True, but at significantly increased processing cost on the sending end.  For a
busy server that might not be desirable.  Simply decompressing the individual
hunks and then recompressing with zlib might not be a big load, but bzip2 is
pretty expensive on the compression side.

At the moment I think roundtrips are hurting us much more than shaving another
20% off total bytes transferred (that number is just a guess) by recompressing
for the network.  My feeling is recompressing for the network is less urgent
than the things in my original post.  I didn't mean the post to be exhaustive,
just to give an idea of what Robert and I think should be worked on next.

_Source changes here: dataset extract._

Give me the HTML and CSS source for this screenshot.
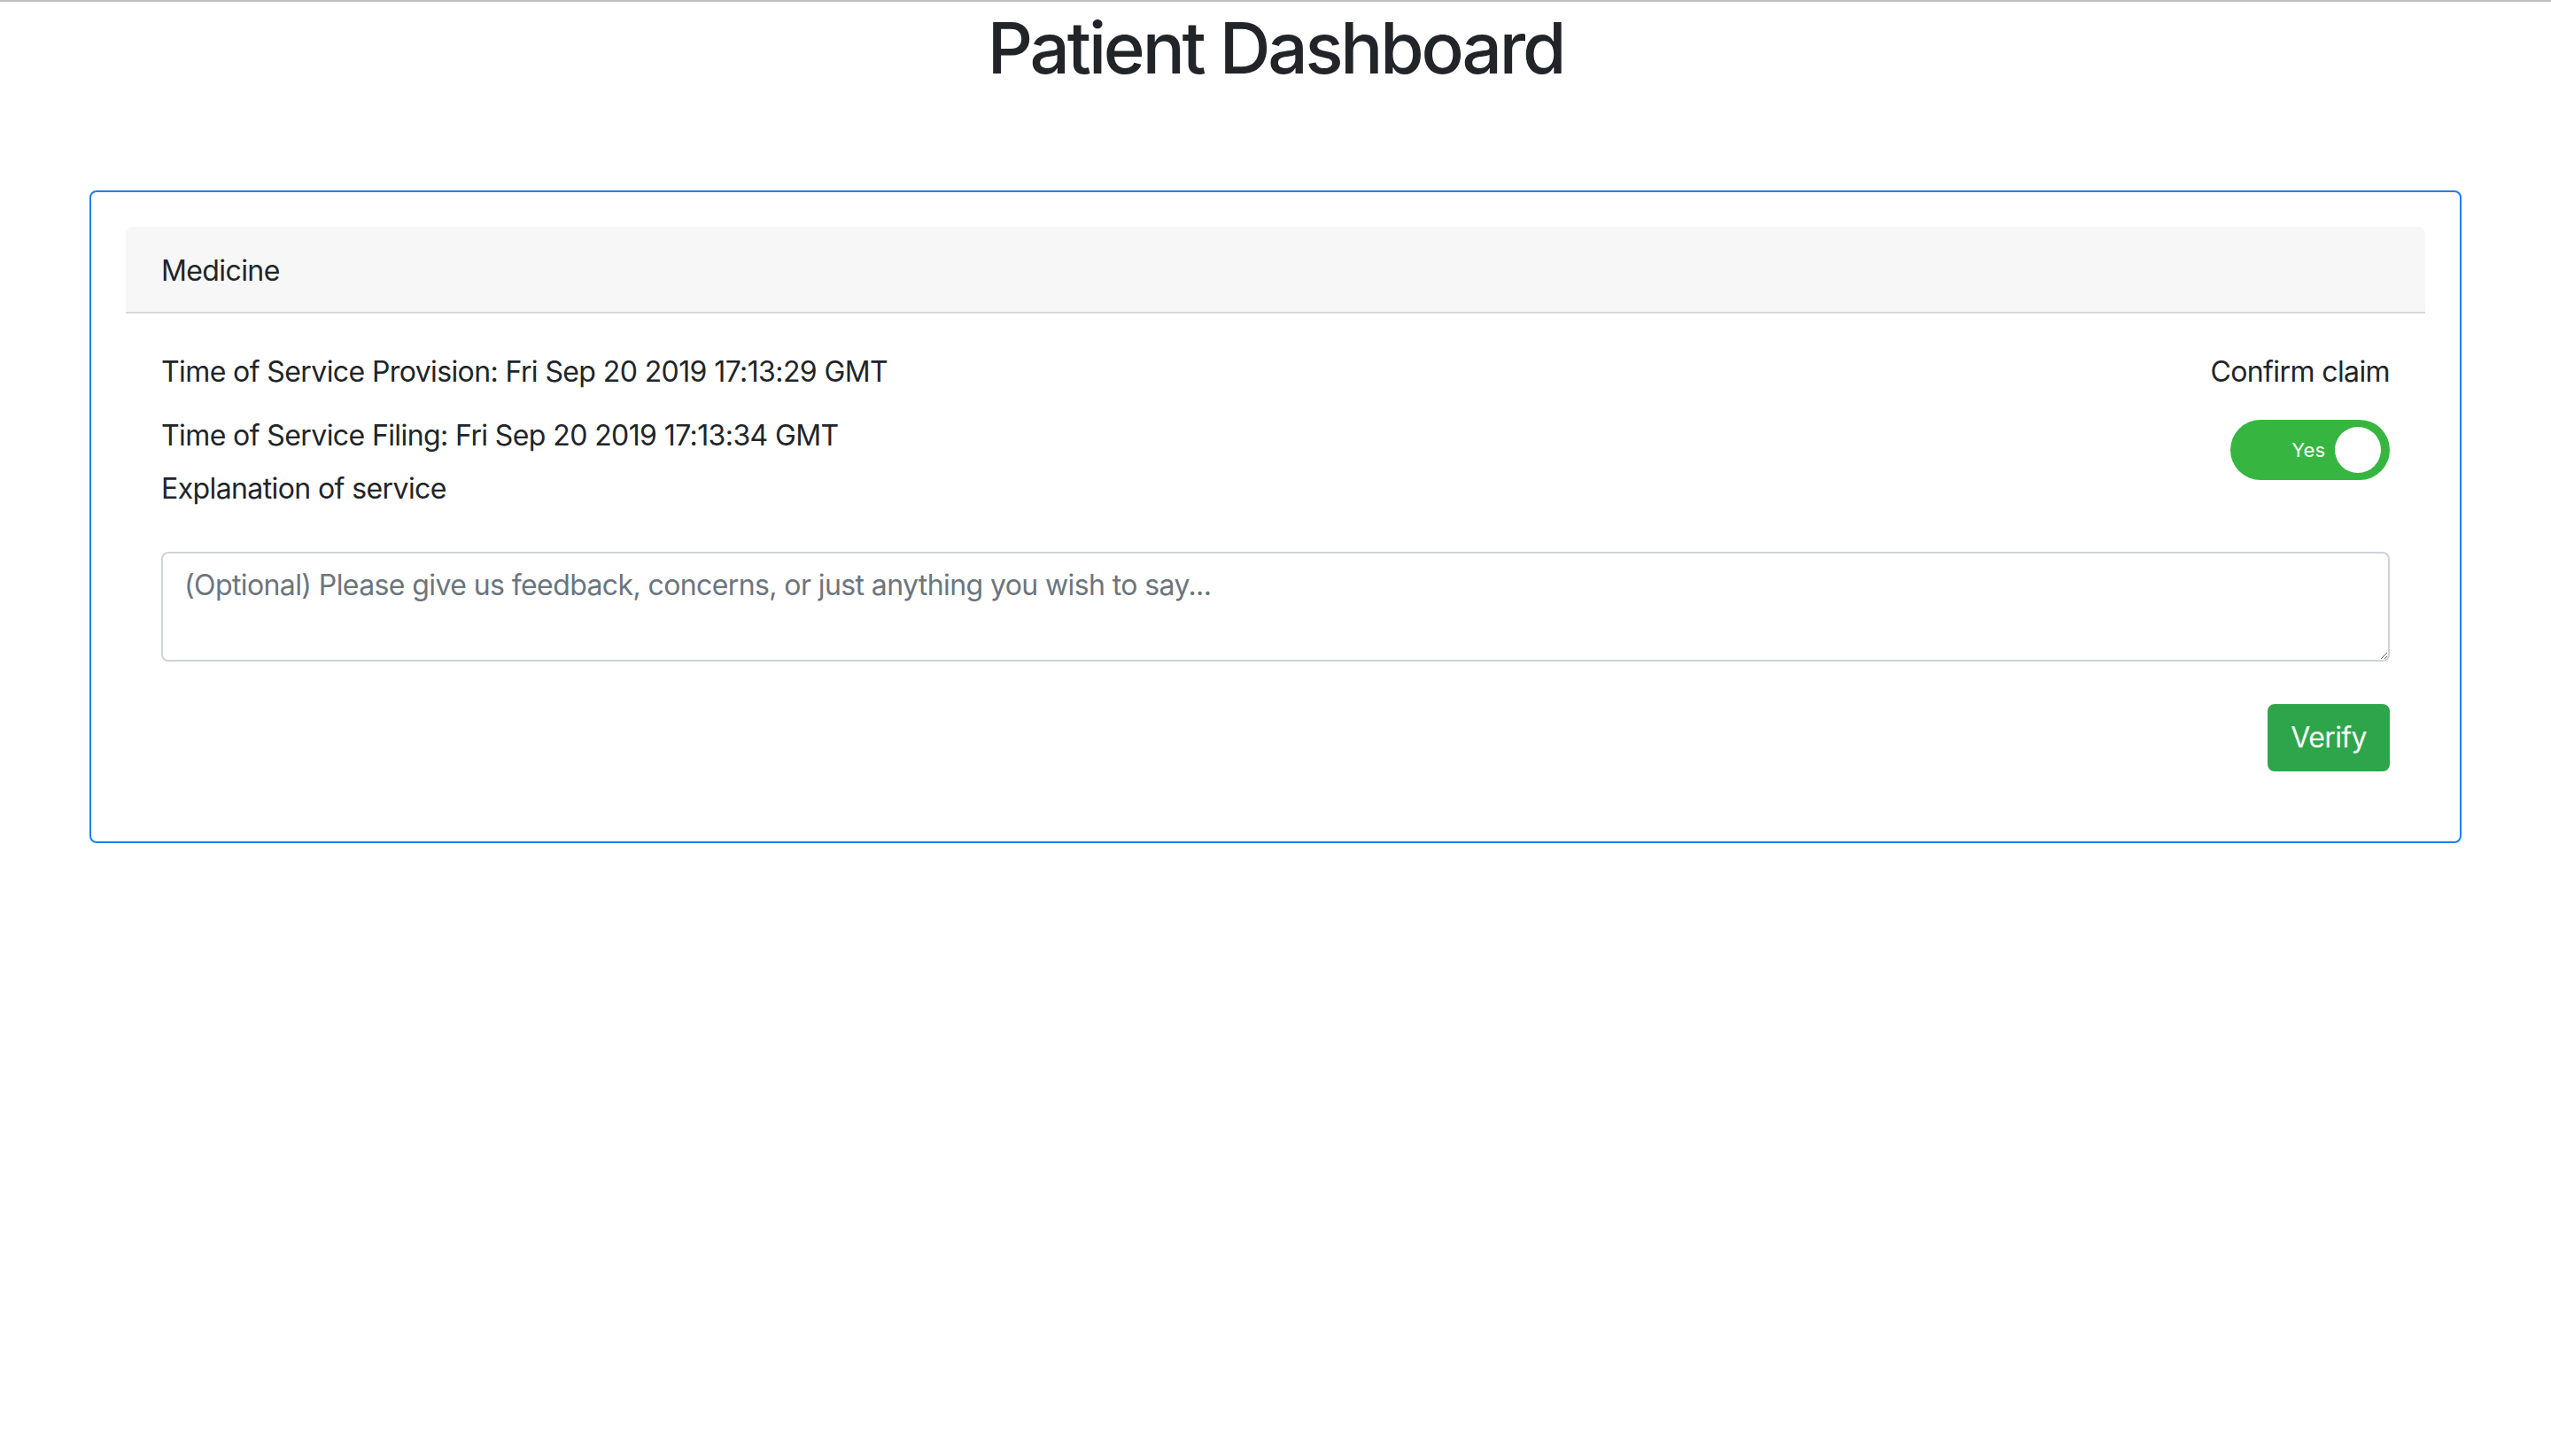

> Also, along those lines... even if you know that revision 100 is a fulltext
> locally, you might send a delta across the wire, since you know the client has
> revision 99. This would especially help bandwidth when you are sending 1
> revision which just happens to be a fulltext.
> 
> I do know there is always the "make the server scale by pushing more work out
> into the clients", and CPU versus Bandwidth tradeoffs.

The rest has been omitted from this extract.